Stated task: Each line below must be set down exactly; omit any image you find.

Information provided:
########
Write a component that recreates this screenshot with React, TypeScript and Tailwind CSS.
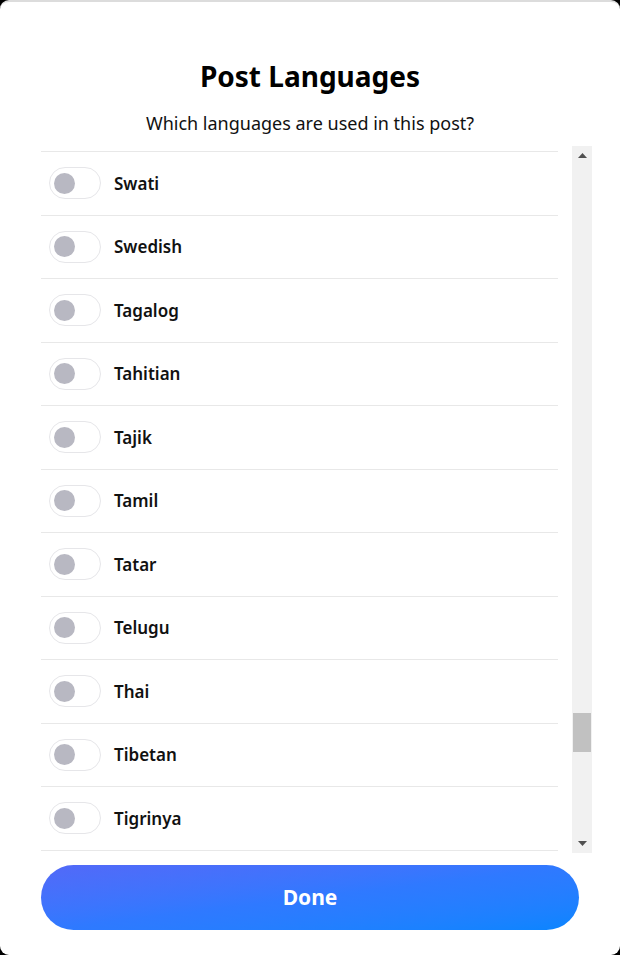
const languages = [
  'Swati',
  'Swedish',
  'Tagalog',
  'Tahitian',
  'Tajik',
  'Tamil',
  'Tatar',
  'Telugu',
  'Thai',
  'Tibetan',
  'Tigrinya',
];

function Toggle() {
  return (
    <div className="w-[52px] h-[32px] rounded-full border border-[#e6e6e9] bg-white flex items-center px-[4px] flex-shrink-0">
      <div className="w-[21px] h-[21px] rounded-full bg-[#b8b8c2]" />
    </div>
  );
}

function FakeScrollbar() {
  return (
    <div className="w-[20px] h-full bg-[#f1f1f1] flex flex-col items-center justify-between py-[7px] flex-shrink-0">
      <svg width="9" height="6" viewBox="0 0 9 6">
        <path d="M4.5 0 L9 5 L0 5 Z" fill="#505050" />
      </svg>
      <div className="flex-1 w-full flex flex-col justify-end pb-[88px] px-[1px]">
        <div className="h-[39px] w-full bg-[#c1c1c1]" />
      </div>
      <svg width="9" height="6" viewBox="0 0 9 6">
        <path d="M0 1 L9 1 L4.5 6 Z" fill="#505050" />
      </svg>
    </div>
  );
}

export default function App() {
  return (
    <div className="w-[620px] h-[955px] bg-black font-['Noto_Sans',sans-serif]">
      <div className="w-full h-full bg-white rounded-[9px] border-t-2 border-[#dcdcdc] flex flex-col">
        <div className="pt-[56px] flex flex-col items-center">
          <h1 className="text-[28px] leading-[36px] font-bold text-black">Post Languages</h1>
          <p className="mt-[17px] text-[18px] leading-[24px] text-[#111]">Which languages are used in this post?</p>
        </div>

        <div className="mt-[11px] ml-[41px] w-[551px] h-[707px] flex gap-[14px]">
          <div className="flex-1 overflow-hidden">
            <div className="h-[6px] border-b border-[#e8e8e8]" />
            {languages.map(name => (
              <div
                key={name}
                className="h-[63.5px] border-b border-[#e8e8e8] flex items-center gap-[13px] pl-[8px]"
              >
                <Toggle />
                <span className="text-[17px] font-semibold text-[#111]">{name}</span>
              </div>
            ))}
          </div>
          <FakeScrollbar />
        </div>

        <div className="px-[41px] pt-[12px]">
          <button className="w-[538px] h-[65px] rounded-full bg-gradient-to-br from-[#5269f8] via-[#2f79ff] to-[#0885ff] text-white text-[21px] font-bold">
            Done
          </button>
        </div>
      </div>
    </div>
  );
}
########
Response:
Write a component that recreates this screenshot with React, TypeScript and Tailwind CSS.
const languages = [
  'Swati',
  'Swedish',
  'Tagalog',
  'Tahitian',
  'Tajik',
  'Tamil',
  'Tatar',
  'Telugu',
  'Thai',
  'Tibetan',
  'Tigrinya',
];

function Toggle() {
  return (
    <div className="w-[52px] h-[32px] rounded-full border border-[#e6e6e9] bg-white flex items-center px-[4px] flex-shrink-0">
      <div className="w-[21px] h-[21px] rounded-full bg-[#b8b8c2]" />
    </div>
  );
}

function FakeScrollbar() {
  return (
    <div className="w-[20px] h-full bg-[#f1f1f1] flex flex-col items-center justify-between py-[7px] flex-shrink-0">
      <svg width="9" height="6" viewBox="0 0 9 6">
        <path d="M4.5 0 L9 5 L0 5 Z" fill="#505050" />
      </svg>
      <div className="flex-1 w-full flex flex-col justify-end pb-[88px] px-[1px]">
        <div className="h-[39px] w-full bg-[#c1c1c1]" />
      </div>
      <svg width="9" height="6" viewBox="0 0 9 6">
        <path d="M0 1 L9 1 L4.5 6 Z" fill="#505050" />
      </svg>
    </div>
  );
}

export default function App() {
  return (
    <div className="w-[620px] h-[955px] bg-black font-['Noto_Sans',sans-serif]">
      <div className="w-full h-full bg-white rounded-[9px] border-t-2 border-[#dcdcdc] flex flex-col">
        <div className="pt-[56px] flex flex-col items-center">
          <h1 className="text-[28px] leading-[36px] font-bold text-black">Post Languages</h1>
          <p className="mt-[17px] text-[18px] leading-[24px] text-[#111]">Which languages are used in this post?</p>
        </div>

        <div className="mt-[11px] ml-[41px] w-[551px] h-[707px] flex gap-[14px]">
          <div className="flex-1 overflow-hidden">
            <div className="h-[6px] border-b border-[#e8e8e8]" />
            {languages.map(name => (
              <div
                key={name}
                className="h-[63.5px] border-b border-[#e8e8e8] flex items-center gap-[13px] pl-[8px]"
              >
                <Toggle />
                <span className="text-[17px] font-semibold text-[#111]">{name}</span>
              </div>
            ))}
          </div>
          <FakeScrollbar />
        </div>

        <div className="px-[41px] pt-[12px]">
          <button className="w-[538px] h-[65px] rounded-full bg-gradient-to-br from-[#5269f8] via-[#2f79ff] to-[#0885ff] text-white text-[21px] font-bold">
            Done
          </button>
        </div>
      </div>
    </div>
  );
}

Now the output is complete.